● DATASET EXTRACT
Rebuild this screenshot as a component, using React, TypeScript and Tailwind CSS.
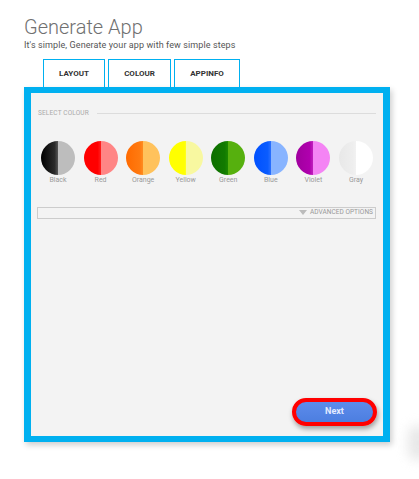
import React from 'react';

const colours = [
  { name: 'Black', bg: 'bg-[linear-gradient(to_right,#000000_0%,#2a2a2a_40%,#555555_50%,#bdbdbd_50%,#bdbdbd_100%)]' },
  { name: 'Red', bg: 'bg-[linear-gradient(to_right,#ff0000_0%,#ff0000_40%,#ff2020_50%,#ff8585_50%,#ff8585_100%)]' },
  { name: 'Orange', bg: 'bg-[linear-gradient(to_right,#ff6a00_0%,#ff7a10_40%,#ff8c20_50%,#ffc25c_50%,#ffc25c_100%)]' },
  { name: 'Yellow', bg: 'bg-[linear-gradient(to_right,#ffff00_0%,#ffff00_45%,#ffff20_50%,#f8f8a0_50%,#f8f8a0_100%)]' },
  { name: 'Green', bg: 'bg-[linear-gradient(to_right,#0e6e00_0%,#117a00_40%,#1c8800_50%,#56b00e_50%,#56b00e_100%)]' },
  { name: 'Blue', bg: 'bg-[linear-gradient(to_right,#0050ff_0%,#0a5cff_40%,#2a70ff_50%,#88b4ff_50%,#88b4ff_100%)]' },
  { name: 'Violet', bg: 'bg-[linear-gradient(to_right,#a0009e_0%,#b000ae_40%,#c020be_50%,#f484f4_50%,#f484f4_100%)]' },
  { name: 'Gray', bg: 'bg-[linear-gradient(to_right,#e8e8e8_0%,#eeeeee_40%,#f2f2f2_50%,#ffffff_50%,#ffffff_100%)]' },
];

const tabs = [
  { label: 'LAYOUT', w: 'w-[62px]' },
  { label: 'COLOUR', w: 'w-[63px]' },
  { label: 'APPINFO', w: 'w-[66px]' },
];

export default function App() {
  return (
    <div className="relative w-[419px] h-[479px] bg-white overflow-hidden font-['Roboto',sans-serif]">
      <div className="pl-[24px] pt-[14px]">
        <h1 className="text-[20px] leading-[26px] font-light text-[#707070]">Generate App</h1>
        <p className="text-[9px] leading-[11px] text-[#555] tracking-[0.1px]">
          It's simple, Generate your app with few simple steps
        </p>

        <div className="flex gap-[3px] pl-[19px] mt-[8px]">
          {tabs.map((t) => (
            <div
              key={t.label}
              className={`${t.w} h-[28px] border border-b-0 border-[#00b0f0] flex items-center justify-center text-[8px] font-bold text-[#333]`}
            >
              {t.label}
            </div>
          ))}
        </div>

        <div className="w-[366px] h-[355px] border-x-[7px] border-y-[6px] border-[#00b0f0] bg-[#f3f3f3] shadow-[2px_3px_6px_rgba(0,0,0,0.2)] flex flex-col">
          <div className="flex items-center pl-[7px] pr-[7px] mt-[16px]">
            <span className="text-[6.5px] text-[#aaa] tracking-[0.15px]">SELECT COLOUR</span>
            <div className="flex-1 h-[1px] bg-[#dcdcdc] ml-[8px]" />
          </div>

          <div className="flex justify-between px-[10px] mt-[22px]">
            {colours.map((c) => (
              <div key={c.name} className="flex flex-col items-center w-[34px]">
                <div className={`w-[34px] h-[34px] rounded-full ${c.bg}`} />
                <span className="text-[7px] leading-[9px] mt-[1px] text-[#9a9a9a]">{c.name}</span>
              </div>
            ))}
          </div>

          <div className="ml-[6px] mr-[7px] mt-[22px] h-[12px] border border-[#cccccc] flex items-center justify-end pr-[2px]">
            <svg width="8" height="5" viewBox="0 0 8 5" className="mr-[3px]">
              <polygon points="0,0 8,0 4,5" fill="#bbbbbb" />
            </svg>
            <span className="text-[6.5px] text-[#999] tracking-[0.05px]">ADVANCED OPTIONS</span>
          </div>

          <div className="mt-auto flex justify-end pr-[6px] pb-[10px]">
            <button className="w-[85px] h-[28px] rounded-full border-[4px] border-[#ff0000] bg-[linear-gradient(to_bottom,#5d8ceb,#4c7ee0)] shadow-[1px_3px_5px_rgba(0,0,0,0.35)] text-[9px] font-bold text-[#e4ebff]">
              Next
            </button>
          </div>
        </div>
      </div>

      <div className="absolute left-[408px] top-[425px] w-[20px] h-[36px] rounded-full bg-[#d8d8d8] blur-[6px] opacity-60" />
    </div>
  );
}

● YOUR INSTRUCTIONS
The lines from the top of the data above through the one holding "import React from 'react';" are to be repeated exactly, and only those, with no pictures.

● OUTPUT FOR THIS EXERCISE
Rebuild this screenshot as a component, using React, TypeScript and Tailwind CSS.
import React from 'react';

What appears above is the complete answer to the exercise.